Carolyn Choa is a Patron of the SI Leeds Literary Prize and has acted as a translator on several Chinese films. She was co-editor and translator of The Vintage Book of Contemporary Chinese Fiction. In this blog she talks about the labour of love involved in translating another writer’s work
Anyone who has ever attempted to translate a classical Chinese poem into English will immediately be confronted with a simple reality – Chinese is a monosyllabic language, and English is not. Hence, any English translation will inevitably be longer, not only because the words have more syllables, but because the Chinese language, particularly in its classical form, prizes ambiguity, intentionally leaving spaces for the reader to fill and interpret. In paintings this is called ‘liu bai’, ‘leaving the white（of a scroll)’ . In literature it works on the same principle.

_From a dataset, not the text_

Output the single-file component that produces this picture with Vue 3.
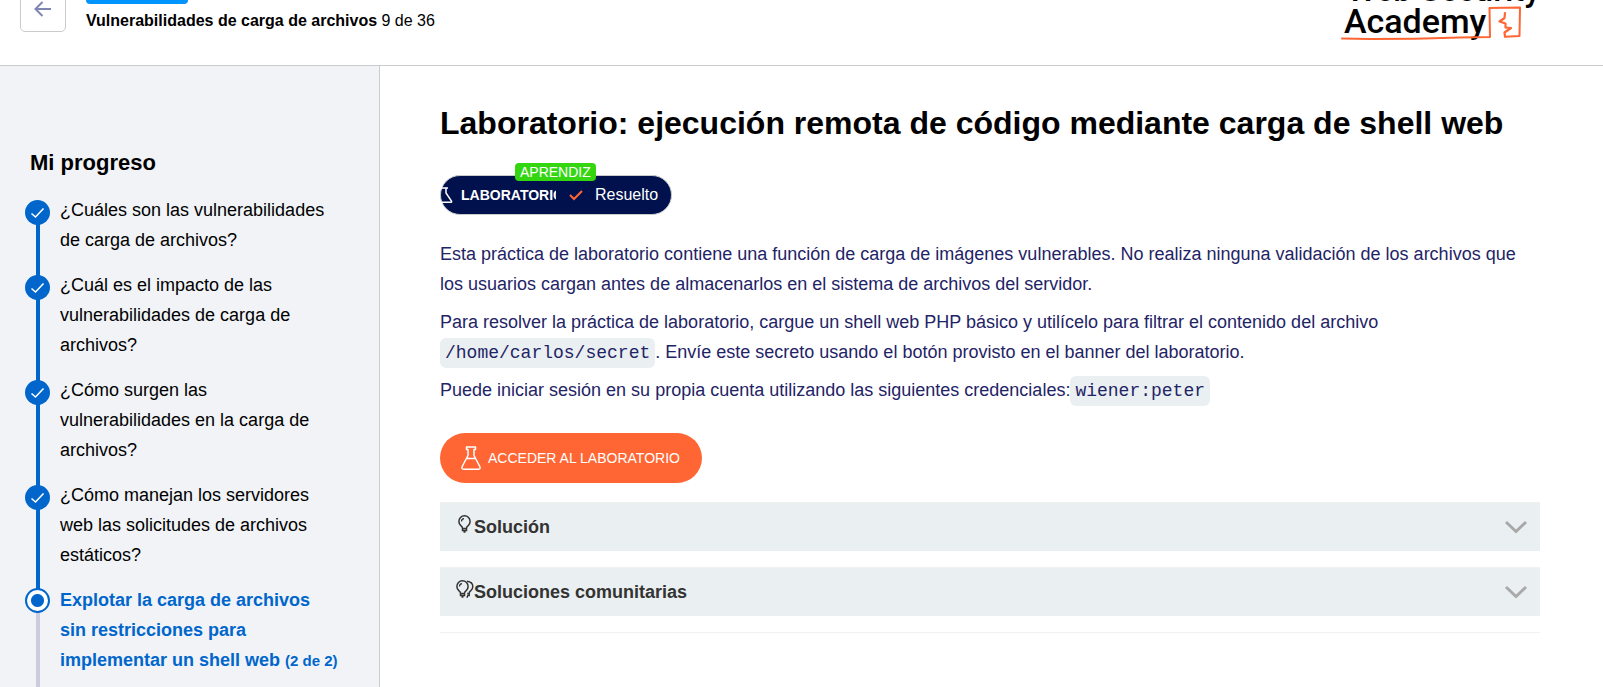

Classical Chinese poetry adheres to strict formal structures. First there is the length and number of lines, which are pretty much prescribed; then, as in all poetry, it has its own inherent musicality – in rhythm, cadence and phrasing, not to say the occasional rhyme. in fact, the most widespread form of Song poetry, called Ci, were originally based on musical structures and were meant to be sung. All of this instantly asks of the translator to be both respectful and irreverent, in order to reflect the original work accurately in sense and tone, while offering fluency, comprehensible cultural references (possibly ancient), and the same level of poetic pleasure to the western reader.
The accomplished film editor, Walter Murch, once said that the last thing one should ever sacrifice in the cutting room is the emotional truth of a scene, and that when it comes down to a tough choice, one might occasionally have to let go of continuity, considered sacred by most film-makers. Murch is a translator (from the Italian) himself, and often likens one art to the other.
Translating prose is naturally not as demanding in terms of word count or musicality line by line, but as a whole, all other disciplines of style and meaning apply. A good example is the novels of Haruki Murakami. Not many people would have read him in the original Japanese, yet the skills and talent of his main translators, Jay Rubin and J. Philip Gabriel, are such that we feel in close proximity to the original voice of the author.
When subtitling a film, the additional element of time enters into the equation. Here there must be a constant weighing up of priorities. Each line has to sound like the character who is speaking of course, and the meaning has to be clear, but if the audience does not have enough time to read the dialogue, all work is to no avail. On occasion, a film might be full of local dialect. How best to tackle this? What would be the equivalent of a north-eastern dialect in China for instance? To render it into a local dialect in English might be distracting to the audience at best, and at worst, downright odd and out of context. In these instances, I would often choose to ignore the dialect and simply try to make the lines feel emotionally true to the scene.
This is necessarily the briefest touch on an inexhaustible subject. But we all know that without the patient work of the many talented translators from around the world, a great number of us would never have had the chance to encounter Chekhov, Kawabata, Hesse, Proust, Dante, Rumi, Laozi, Kundera, Aristotle, or for that matter, the Buddha. For this reason alone, we are most grateful to those selfless artists working in the shadows. It is high time we brought them into the light.